■ INFORMATION SHOWN ■
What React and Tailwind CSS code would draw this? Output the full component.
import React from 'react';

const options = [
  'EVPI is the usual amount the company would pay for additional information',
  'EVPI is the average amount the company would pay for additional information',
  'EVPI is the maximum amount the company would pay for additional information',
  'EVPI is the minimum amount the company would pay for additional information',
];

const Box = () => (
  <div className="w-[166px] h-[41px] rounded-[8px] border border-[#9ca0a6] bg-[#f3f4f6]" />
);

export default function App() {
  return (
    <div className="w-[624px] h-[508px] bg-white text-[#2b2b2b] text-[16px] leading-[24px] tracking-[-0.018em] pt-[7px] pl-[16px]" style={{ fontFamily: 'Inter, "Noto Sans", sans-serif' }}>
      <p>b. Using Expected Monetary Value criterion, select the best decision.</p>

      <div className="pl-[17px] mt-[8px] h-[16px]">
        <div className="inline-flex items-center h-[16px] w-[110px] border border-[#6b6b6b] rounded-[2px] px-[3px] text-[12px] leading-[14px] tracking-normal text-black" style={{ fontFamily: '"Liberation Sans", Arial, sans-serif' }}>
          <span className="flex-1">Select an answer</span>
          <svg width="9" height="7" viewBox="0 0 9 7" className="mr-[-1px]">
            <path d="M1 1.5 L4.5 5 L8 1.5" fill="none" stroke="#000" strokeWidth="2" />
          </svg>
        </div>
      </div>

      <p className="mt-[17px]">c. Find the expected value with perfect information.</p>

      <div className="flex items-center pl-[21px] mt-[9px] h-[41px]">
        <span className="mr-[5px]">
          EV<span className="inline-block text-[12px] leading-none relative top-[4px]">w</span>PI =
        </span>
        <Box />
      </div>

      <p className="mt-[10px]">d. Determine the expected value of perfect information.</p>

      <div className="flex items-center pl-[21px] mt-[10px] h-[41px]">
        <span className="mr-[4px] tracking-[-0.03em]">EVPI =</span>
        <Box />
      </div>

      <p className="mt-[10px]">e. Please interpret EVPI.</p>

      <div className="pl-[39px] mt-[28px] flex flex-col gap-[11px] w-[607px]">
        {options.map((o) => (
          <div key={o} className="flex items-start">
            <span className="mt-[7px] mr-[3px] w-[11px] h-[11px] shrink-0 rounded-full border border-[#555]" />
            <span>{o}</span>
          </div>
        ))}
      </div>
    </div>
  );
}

--

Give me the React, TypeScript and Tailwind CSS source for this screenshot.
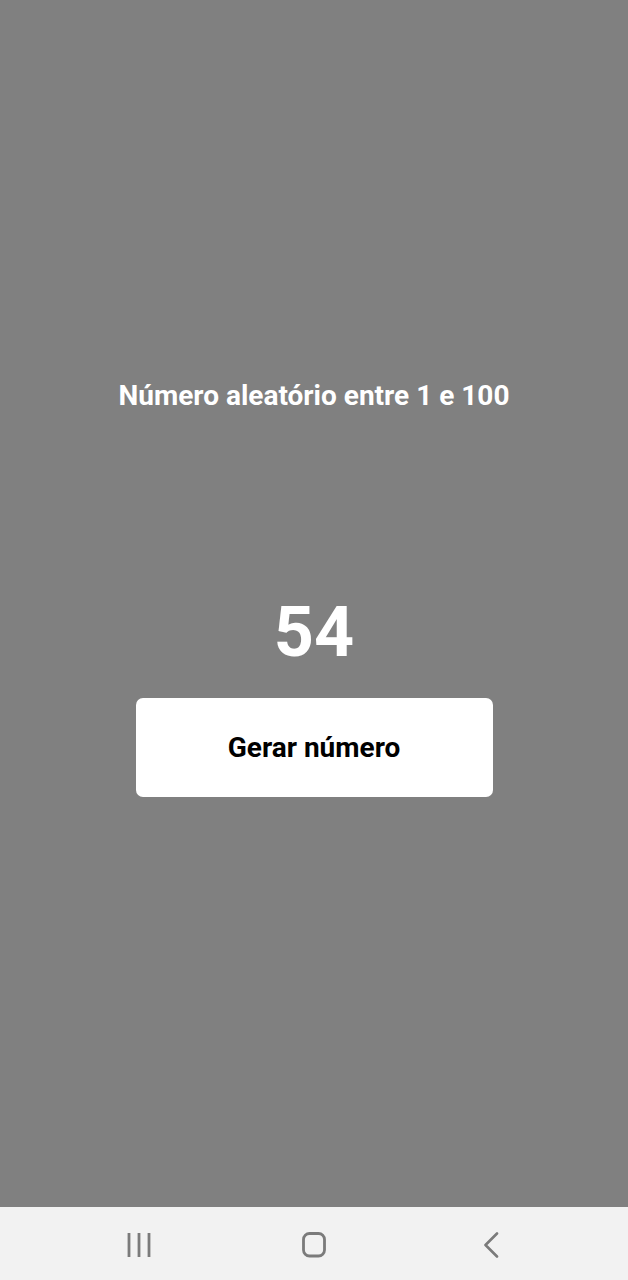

* * *

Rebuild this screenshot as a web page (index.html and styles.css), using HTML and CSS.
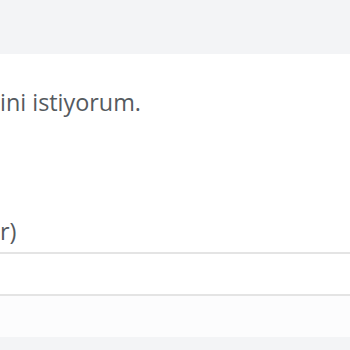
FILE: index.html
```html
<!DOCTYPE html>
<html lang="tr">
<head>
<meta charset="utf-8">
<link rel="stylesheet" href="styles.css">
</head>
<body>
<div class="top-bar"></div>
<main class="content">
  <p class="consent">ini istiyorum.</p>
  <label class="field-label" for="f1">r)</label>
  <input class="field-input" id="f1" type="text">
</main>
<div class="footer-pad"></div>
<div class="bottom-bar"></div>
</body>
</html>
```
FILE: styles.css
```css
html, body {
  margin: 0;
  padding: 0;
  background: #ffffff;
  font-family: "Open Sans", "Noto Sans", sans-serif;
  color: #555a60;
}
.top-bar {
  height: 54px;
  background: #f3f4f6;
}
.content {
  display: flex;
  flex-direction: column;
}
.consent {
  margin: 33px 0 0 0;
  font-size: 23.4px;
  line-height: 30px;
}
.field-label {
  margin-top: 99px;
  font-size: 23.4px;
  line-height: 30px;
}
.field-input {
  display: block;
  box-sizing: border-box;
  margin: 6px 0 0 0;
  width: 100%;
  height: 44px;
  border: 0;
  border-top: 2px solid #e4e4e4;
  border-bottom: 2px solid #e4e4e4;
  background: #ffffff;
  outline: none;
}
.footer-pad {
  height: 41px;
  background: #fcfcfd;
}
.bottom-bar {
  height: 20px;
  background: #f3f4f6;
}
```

■ PROBLEM REQUIREMENTS ■
Count every line in the listing above that holds "full", then report only the count.

■ WORKED SOLUTION ■
2